In recent days, collective action by workers at companies like Facebook and Google has pressured these companies to back away from requiring mandatory arbitration of sexual harassment claims, allowing workers to have their day in court instead of forcing them to arbitrate these claims behind closed doors.
Workers across the country can and should build on this inspiring example, challenging mandated arbitration not only of sexual harassment claims but also of other claims of wrongdoing. In a time of vast economic inequality, where worker power is waning and employer power is growing, arbitration clauses are part of the problem. By exercising their right of collective action enshrined in federal labor law, workers can challenge the use of arbitration clauses and shift this imbalance of power.
The problem is that since the early 1990s, employers have frequently placed mandatory arbitration clauses in employment contracts. Many judges and scholars (myself included) read the federal statute dictating that courts enforce these clauses to explicitly exempt workers. But a narrow Supreme Court majority disagreed in 2001, opening the floodgates for potentially any dispute a worker has with her employer to be arbitrated if the contract says so.
This backdrop has allowed for secretive sexual harassment settlements to be awarded in arbitration, where proceedings aren’t public, where arbitrators need not give reasons to the public, and where privacy is the coin of the realm.
But the dramatic rise of worker arbitration has created many more problems. One study indicates that workers bringing claims against their employers in arbitration tend to fare worse than they do in courts, and another study indicates that parties use arbitration less than they would use courts to ferret out wrongdoing. It makes sense: Companies are repeat customers for arbitrators, whereas individual employees are not.
There’s another problem with keeping lawsuits out of court. Lawsuits in courts are part of how the public comes to understand and account for pervasive wrongdoing. Lawsuits also help to flesh out the vague words of statutes protecting workers, creating precedent that puts wrongdoers on notice. Finally, even lawsuits that fail because the law doesn’t reach the alleged wrongdoing can spark legislative reform to expand the scope of liability.
Thus, today, inequality is magnified by employers, who through arbitration can escape either liability or public reckoning not only for sexual harassment but also wage theft and the types of discrimination that leave workers jobless or in lower-paying positions.

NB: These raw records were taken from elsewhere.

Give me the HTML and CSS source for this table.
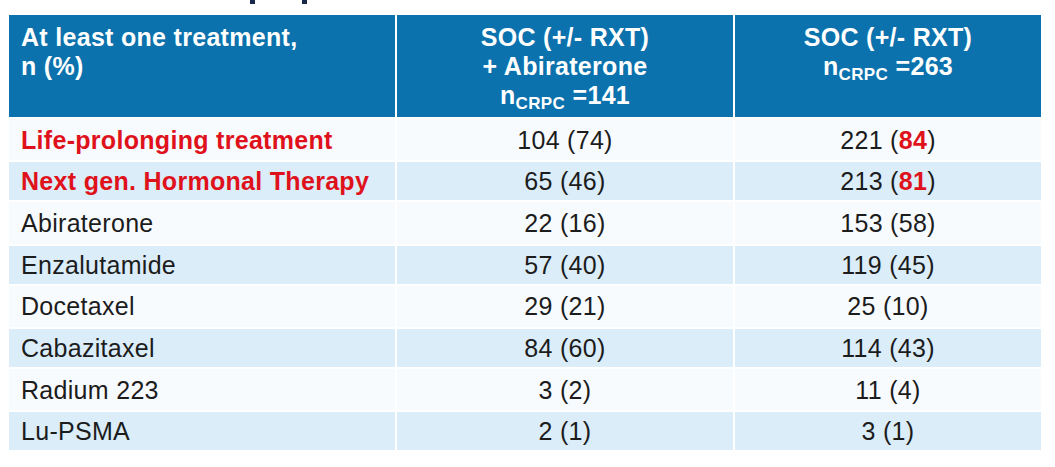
FILE: index.html
```html
<!DOCTYPE html>
<html>
<head>
<meta charset="utf-8">
<link rel="stylesheet" href="styles.css">
</head>
<body>
<div class="title-cut"><span class="stub"></span><span class="stub"></span></div>
<div class="table">
  <div class="row head">
    <div class="cell left"><span>At least one treatment,<br>n (%)</span></div>
    <div class="cell"><span>SOC (+/- RXT)<br>+ Abiraterone<br>n<sub>CRPC</sub> =141</span></div>
    <div class="cell"><span>SOC (+/- RXT)<br>n<sub>CRPC</sub> =263</span></div>
  </div>
  <div class="row light">
    <div class="cell left red b"><span>Life-prolonging treatment</span></div>
    <div class="cell"><span>104 (74)</span></div>
    <div class="cell"><span>221 (<span class="red b">84</span>)</span></div>
  </div>
  <div class="row blue">
    <div class="cell left red b"><span>Next gen. Hormonal Therapy</span></div>
    <div class="cell"><span>65 (46)</span></div>
    <div class="cell"><span>213 (<span class="red b">81</span>)</span></div>
  </div>
  <div class="row light">
    <div class="cell left"><span>Abiraterone</span></div>
    <div class="cell"><span>22 (16)</span></div>
    <div class="cell"><span>153 (58)</span></div>
  </div>
  <div class="row blue">
    <div class="cell left"><span>Enzalutamide</span></div>
    <div class="cell"><span>57 (40)</span></div>
    <div class="cell"><span>119 (45)</span></div>
  </div>
  <div class="row light">
    <div class="cell left"><span>Docetaxel</span></div>
    <div class="cell"><span>29 (21)</span></div>
    <div class="cell"><span>25 (10)</span></div>
  </div>
  <div class="row blue">
    <div class="cell left"><span>Cabazitaxel</span></div>
    <div class="cell"><span>84 (60)</span></div>
    <div class="cell"><span>114 (43)</span></div>
  </div>
  <div class="row light">
    <div class="cell left"><span>Radium 223</span></div>
    <div class="cell"><span>3 (2)</span></div>
    <div class="cell"><span>11 (4)</span></div>
  </div>
  <div class="row blue">
    <div class="cell left"><span>Lu-PSMA</span></div>
    <div class="cell"><span>2 (1)</span></div>
    <div class="cell"><span>3 (1)</span></div>
  </div>
</div>
</body>
</html>
```
FILE: styles.css
```css
html, body {
  margin: 0;
  padding: 0;
  background: #ffffff;
}
body {
  font-family: "Liberation Sans", Arial, sans-serif;
  color: #1c1c1c;
  width: 1055px;
  height: 467px;
  overflow: hidden;
}
.title-cut {
  height: 15px;
  display: flex;
  align-items: flex-start;
  gap: 47px;
  padding-left: 250px;
}
.stub {
  width: 5px;
  height: 4px;
  background: #17284a;
}
.table {
  margin-left: 9px;
  width: 1032px;
  display: flex;
  flex-direction: column;
  gap: 2px;
}
.row {
  display: grid;
  grid-template-columns: 386px 336px 306px;
  column-gap: 2px;
}
.cell {
  display: flex;
  align-items: center;
  justify-content: center;
  text-align: center;
  font-size: 25px;
  letter-spacing: 0.3px;
  line-height: 28px;
}
.cell.left {
  justify-content: flex-start;
  text-align: left;
  padding-left: 12px;
}
.head {
  height: 102px;
}
.head .cell {
  background: #0b72ad;
  color: #ffffff;
  font-weight: bold;
  line-height: 29px;
  align-items: flex-start;
  padding-top: 8px;
  box-sizing: border-box;
}
.head sub {
  font-size: 17px;
  letter-spacing: 0.4px;
  line-height: 0;
  vertical-align: -5px;
}
.light {
  height: 41.33px;
}
.light .cell {
  background: #f8fbfe;
}
.blue {
  height: 38px;
}
.blue .cell {
  background: #dbedf9;
}
.red {
  color: #df121c;
}
.b {
  font-weight: bold;
}
```
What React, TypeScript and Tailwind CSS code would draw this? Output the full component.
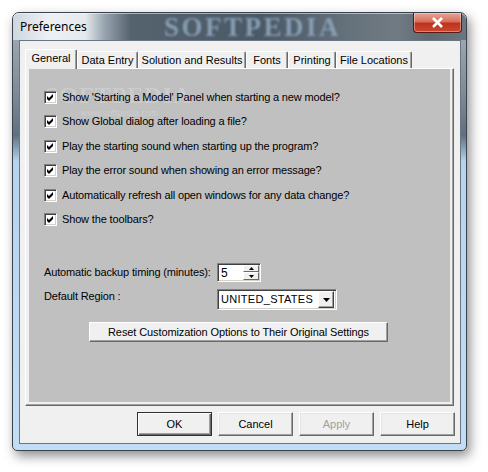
import React from "react";

const font = { fontFamily: '"Liberation Sans", Arial, sans-serif' };

function Check() {
  return (
    <div className="relative w-[13px] h-[13px] shrink-0 bg-white border border-t-[#808080] border-l-[#808080] border-r-white border-b-white shadow-[inset_1px_1px_0_#404040,inset_-1px_-1px_0_#d4d0c8]">
      <svg width="11" height="11" viewBox="0 0 11 11" className="absolute left-0 top-0">
        <path d="M2 4 L4 6 L8 2 L8 5 L4 9 L2 7 Z" fill="#000" />
      </svg>
    </div>
  );
}

function CheckRow({ label, mt }: { label: string; mt: string }) {
  return (
    <div className={`relative z-10 flex items-center h-[13px] gap-[5px] ${mt}`}>
      <Check />
      <span className="text-[11px] leading-none text-black whitespace-nowrap tracking-[-0.15px]">{label}</span>
    </div>
  );
}

function Btn({ label, def, disabled }: { label: string; def?: boolean; disabled?: boolean }) {
  return (
    <div
      className={`w-[75px] h-[24px] flex items-center justify-center text-[11px] bg-[#f0f0f0] ${
        def
          ? "border border-[#303030] shadow-[inset_1px_1px_0_#ffffff,inset_-1px_-1px_0_#696969,inset_-2px_-2px_0_#a0a0a0]"
          : "border border-t-white border-l-white border-r-[#696969] border-b-[#696969] shadow-[inset_-1px_-1px_0_#a0a0a0,inset_1px_1px_0_#e3e3e3]"
      } ${disabled ? "text-[#a0a0a0]" : "text-black"}`}
    >
      {label}
    </div>
  );
}

function Tab({ label, w, selected }: { label: string; w: string; selected?: boolean }) {
  return (
    <div
      className={`${w} flex items-center justify-center text-[11px] text-black bg-[#f0f0f0] rounded-t-[2px] border-l border-t border-l-white border-t-white border-r border-r-[#696969] shadow-[inset_-1px_0_0_#a0a0a0] ${
        selected ? "h-[20px] relative z-10 -mb-px pb-[2px]" : "h-[17px]"
      }`}
    >
      {label}
    </div>
  );
}

export default function App() {
  return (
    <div className="w-[488px] h-[472px] bg-white overflow-hidden relative" style={font}>
      <div className="relative ml-[12px] mt-[12px] w-[455px] h-[439px] rounded-t-[7px] rounded-b-[5px] border border-[#3a434c] bg-[linear-gradient(to_bottom,#a9b4be_0%,#7d8c99_18%,#5f7080_28%,#b6d3ef_34%,#c3ddf5_100%)] shadow-[3px_5px_12px_rgba(0,0,0,0.45)] flex flex-col">
        {/* title bar */}
        <div className="relative h-[27px] shrink-0 rounded-t-[6px] overflow-hidden bg-[linear-gradient(to_right,#cdd6de_0%,#eef1f4_8%,#e4e9ed_16%,#9aa7b2_20%,#55636f_26%,#4b5966_55%,#66727c_75%,#717b83_85%,#5e6870_92%,#6c767e_100%)] shadow-[inset_0_1px_0_rgba(255,255,255,0.5)]">
          <div className="absolute left-[151px] top-[2px] text-[27px] leading-[24px] font-bold tracking-[2.5px] text-[#8ca4bb] blur-[1.2px] opacity-90" style={{ fontFamily: '"Liberation Serif", serif' }}>
            SOFTPEDIA
          </div>
          <div className="absolute left-[7px] top-[6px] text-[12px] leading-[15px] text-black" style={{ fontFamily: '"Noto Sans", "Open Sans", sans-serif' }}>
            Preferences
          </div>
          <div className="absolute right-[4px] top-0 w-[49px] h-[20px] rounded-b-[4px] border border-t-0 border-[#5a1a12] bg-[linear-gradient(to_bottom,#e8a596_0%,#d6705c_45%,#c0321c_55%,#c84a30_100%)] shadow-[inset_0_0_0_1px_rgba(255,255,255,0.35)] flex items-center justify-center">
            <svg width="13" height="11" viewBox="0 0 13 11">
              <path d="M2 1 L11 10 M11 1 L2 10" stroke="#ffffff" strokeWidth="2.6" />
            </svg>
          </div>
        </div>

        {/* client area */}
        <div className="ml-[6px] w-[442px] h-[404px] border border-[#6a7682] bg-[#f0f0f0] flex flex-col">
          {/* tabs */}
          <div className="flex items-end h-[20px] mt-[7px] ml-[5px]">
            <Tab label="General" w="w-[52px]" selected />
            <Tab label="Data Entry" w="w-[61px]" />
            <Tab label="Solution and Results" w="w-[108px]" />
            <Tab label="Fonts" w="w-[42px]" />
            <Tab label="Printing" w="w-[48px]" />
            <Tab label="File Locations" w="w-[76px]" />
          </div>
          {/* panel */}
          <div className="ml-[5px] w-[429px] h-[338px] border border-t-white border-l-white border-r-[#696969] border-b-[#696969] shadow-[inset_-1px_-1px_0_#a0a0a0] pl-[3px] pr-[3px] pt-0 pb-[3px] flex">
            <div className="relative flex-1 bg-[#c0c0c0] pl-[15px] pt-[22px] flex flex-col">
              <div className="absolute left-[16px] top-[14px] text-[24px] leading-none font-bold tracking-[1px] text-white/20 blur-[0.6px]" style={{ fontFamily: '"Liberation Serif", serif' }}>
                SOFTPEDIA
              </div>
              <div className="absolute left-[52px] top-[40px] text-[9px] leading-none text-white/25">www.softpedia.com</div>
              <CheckRow label="Show 'Starting a Model' Panel when starting a new model?" mt="mt-0" />
              <CheckRow label="Show Global dialog after loading a file?" mt="mt-[11px]" />
              <CheckRow label="Play the starting sound when starting up the program?" mt="mt-[12px]" />
              <CheckRow label="Play the error sound when showing an error message?" mt="mt-[11px]" />
              <CheckRow label="Automatically refresh all open windows for any data change?" mt="mt-[12px]" />
              <CheckRow label="Show the toolbars?" mt="mt-[11px]" />

              {/* spin row */}
              <div className="flex items-center mt-[37px] h-[19px]">
                <span className="w-[173px] text-[11px] text-black tracking-[-0.15px]">Automatic backup timing (minutes):</span>
                <div className="w-[44px] h-[19px] bg-white border border-t-[#808080] border-l-[#808080] border-r-white border-b-white shadow-[inset_1px_1px_0_#404040,inset_-1px_-1px_0_#d4d0c8] flex items-center pl-[3px] pr-[1px]">
                  <span className="flex-1 text-[12px] text-black leading-none">5</span>
                  <div className="w-[16px] h-[15px] flex flex-col">
                    <div className="h-[7px] bg-[#f0f0f0] border border-t-white border-l-white border-r-[#696969] border-b-[#696969] flex items-center justify-center">
                      <svg width="5" height="3" viewBox="0 0 5 3"><path d="M2.5 0 L5 3 L0 3 Z" fill="#000" /></svg>
                    </div>
                    <div className="h-[8px] bg-[#f0f0f0] border border-t-white border-l-white border-r-[#696969] border-b-[#696969] flex items-center justify-center">
                      <svg width="5" height="3" viewBox="0 0 5 3"><path d="M0 0 L5 0 L2.5 3 Z" fill="#000" /></svg>
                    </div>
                  </div>
                </div>
              </div>

              {/* combo row */}
              <div className="flex items-start mt-[7px] h-[21px]">
                <span className="w-[173px] text-[11px] text-black leading-[14px] tracking-[-0.15px]">Default Region :</span>
                <div className="w-[120px] h-[21px] bg-white border border-t-[#808080] border-l-[#808080] border-r-white border-b-white shadow-[inset_1px_1px_0_#404040,inset_-1px_-1px_0_#d4d0c8] flex items-center pl-[3px] pr-[2px]">
                  <span className="flex-1 text-[11px] text-black tracking-[0.3px]">UNITED_STATES</span>
                  <div className="w-[16px] h-[17px] bg-[#f0f0f0] border border-t-white border-l-white border-r-[#404040] border-b-[#404040] shadow-[inset_-1px_-1px_0_#a0a0a0] flex items-center justify-center">
                    <svg width="7" height="4" viewBox="0 0 7 4"><path d="M0 0 L7 0 L3.5 4 Z" fill="#000" /></svg>
                  </div>
                </div>
              </div>

              {/* reset */}
              <div className="mt-[12px] ml-[45px] w-[299px] h-[20px] bg-[#f0f0f0] border border-t-white border-l-white border-r-[#696969] border-b-[#696969] shadow-[inset_-1px_-1px_0_#a0a0a0] flex items-center justify-center text-[11px] text-black tracking-[-0.1px]">
                Reset Customization Options to Their Original Settings
              </div>
            </div>
          </div>
          {/* buttons */}
          <div className="flex justify-end gap-[6px] mt-[6px] mr-[5px]">
            <Btn label="OK" def />
            <Btn label="Cancel" />
            <Btn label="Apply" disabled />
            <Btn label="Help" />
          </div>
        </div>
      </div>
    </div>
  );
}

The solution to this problem is worker collective action. Unfortunately, a narrow Supreme Court majority foreclosed one path of collective action this summer. The case was about how the federal arbitration statute intersects with the National Labor Relations Act’s protection of worker collective action. The plaintiffs argued that contracts denying them the right to arbitrate or litigate collectively denied them their right “to engage in concerted activities … for mutual aid or protection” under the NLRA. With Justice Neil Gorsuch writing the opinion, the 5–4 conservative majority disagreed, opining that the NLRA’s protection of collective action generally did not conflict with contracts banning collective arbitration or litigation.
The result is that courts must generally uphold arbitration contracts mandating that workers arbitrate disputes with their employers individually. This outcome is troubling because sometimes it can be difficult to be the lone voice alleging wrongdoing. And if the wrongdoing results in small damages for an individual employee but larger damages across employees, workers have a better shot of getting legal representation if they can sue or arbitrate together.
The courageous workers at Google and Facebook reveal another path, however. The path is not to challenge arbitration clauses at the time of hire, when most workers have no say over take-it-or-leave-it arbitration provisions in contracts. Instead, it is for existing workers together to employ the pressure to get the companies to back away from arbitration provisions. And to turn the tide against employer-mandated arbitration generally, it will take more than tech workers.
To be sure, it may be easier for 20,000 highly skilled Google employees to walk out over or protest arbitration clauses. After all, their talents protect them to an extent from being fired and make them marketable even if they are fired.
Less-powerful workers, however, are still protected in exercising collective action. The NLRA may not protect their ability to arbitrate together once the arbitration clause says otherwise. But it certainly and inarguably does guarantee workers’ rights to act collectively for mutual aid and protection.
The seminal examples of workers acting collectively for mutual aid and protection involve workers coming together to make demands to their employers about the conditions of employment. The National Labor Relations Board and courts have protected workers who leave work when the factory is freezing, who challenge their employer’s calculation of benefits, and who band together to argue for paid sick leave.
Nowadays, a core condition of the employment contract is whether workers can have their day in court when they believe their employer has violated the law. Right now, that condition all too often pushes workers out of court and into arbitration. But workers who come together to demand that mandatory arbitration be stripped out of their contracts are exercising basic rights of collective action that are protected by the NLRA. And employers are legally prohibited from firing or even disciplining those workers.
So workers, unite—to demand that your employers stop mandating arbitration. Your right to act together has long been enshrined in federal law. And by exercising that right, you can hold your employer to account publicly both for sexual harassment violations and other forms of discrimination and disempowerment.